When I tell people I am from California, I am bombarded with questions:
Do you do yoga? Are you a vegan? Do you say hella and stoked? Is that why you're so tan? Do you really eat plain avocados with a spoon?
So far I have done a good job of fulfilling the stereotype. I answer yes to all the above questions. But there is one way in which I have always fallen short of people's California expectations: I don't surf. Until two days ago, I had never even touched a surf board.
It took 23 years and thousands of miles of travel, but I can finally say I am a proper California girl.
Look at that bitchin' swell... yo?
Okay so maybe I'm not full on surfer. I still can't bring myself to use the hang loose symbol or say "yo" as if it were a replacement for a complete sentence. But I have fulfilled my California destiny and hit the waves.

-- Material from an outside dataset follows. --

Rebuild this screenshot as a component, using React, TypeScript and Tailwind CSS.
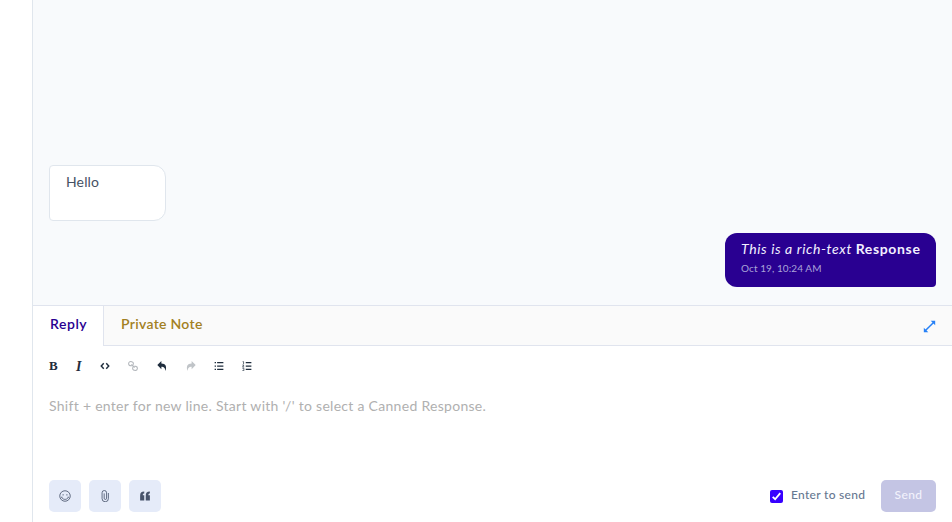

As a volunteer at DreamSea Surf Camp I have access to extremely affordable surf lessons and I was eager to take advantage of them. But when we got to the shore and they started lecturing me about how to protect my head and neck if I got pulled under a wave, the fear began to kick in.
My emotional side begged me to stay on shore. My intellectual side tried to probe my motivation for wanting to surf. My responsible side listed all of the potential dangers. But as is often the case, my freedom-seeking side gave in to the call of adventure.
Something new was being offered to me and I could either run away, trembling in fear of the unknown, or I could grab it by the horns and say, "Let's do this thing!"
A few minutes later I was pressing my belly into the board. I spit out a mouthful of salt water and gazed at the shore through sweat-filled eyes as my surf instructor yelled, "paddle, paddle, paddle, NOW!!"
I pushed into the board, certain my yogi skills would make this easy, and said to myself, "foot to center, twist, lift, and bend". I had it in my mind I would be up in no time. I was ready. I could do this. I was going to be a surfing pro.
But then it was time to stand and suddenly the waves felt stronger than I remembered them being and the board seemed unnaturally small. Of course I ate it. The board flew out from under me and I did a few somersaults with the waves.
I guess it would be awhile before I was a pro.
Always come up laughing
When I stood up from that first wipe out I was grinning. I wiped the water out off my eyes and started laughing. I felt amazing.
The fear was entirely gone. The fall hadn't hurt at all and the whole process was much less terrifying than I had imagined. Sure, it was still a little off-putting to try to stand on water with nothing but a tiny piece of fiberglass between you and the endless ocean, but after my first attempt at surfing I was immediately elevated to cloud 9.
It didn't take long for me to get up and by the end of the lesson I was even able to stand on the board until the wave brought me back to shore. But the key, I learned, was the attitude.
With fear replaced by fun, the lesson became a joy. I often get tired of the salt and sand after an extended period on the water, but when surfing I felt I could stay out there all day.
I fell a lot, but I didn't feel like I was failing. I felt like I was having a playful wrestling match with the ocean. I felt like a kid throwing themselves into fun without hesitation or consideration of consequences.
And as long as I came up laughing, the falls didn't hurt so bad.
My new obsession with this magical nature activity
I have always loved the water. I spend hours paddle boarding whenever we go to Lake Tahoe and I can't see an ocean without running into it. But I have never felt as free as I did while surfing.
There were three of us learning from two instructors, so there were a few moments when I could just lay on my surf board and feel the gentle (and sometimes not so gentle) rock of the ocean beneath me. And in those moments, something in me that I never realized was broken became whole.
I have done a lot of different outdoor adventure activities, but I have never done anything quite like surfing. Snowboarding is probably the closest experience I can think of, but the experience of surfing is on a whole other level. Out there, I felt entirely in the hands of nature.
With no skill and little understanding of the sport, it was just me, my instinct, and the water. I could listen to the instructors and I could practice for hours, but no matter how good I get, it is impossible to surf without being at the whim of the awe-inspiring power of Mother Nature.
I love nature. I am overwhelmed by nature. I have been for years and imagine I always will be. But I have never felt such a pure and complete connection with nature as I did while surfing.
I am excited to get back on the board again tomorrow and I have a sneaking suspicion that this is going to be one aspect of Costa Rica that I will bring home with me.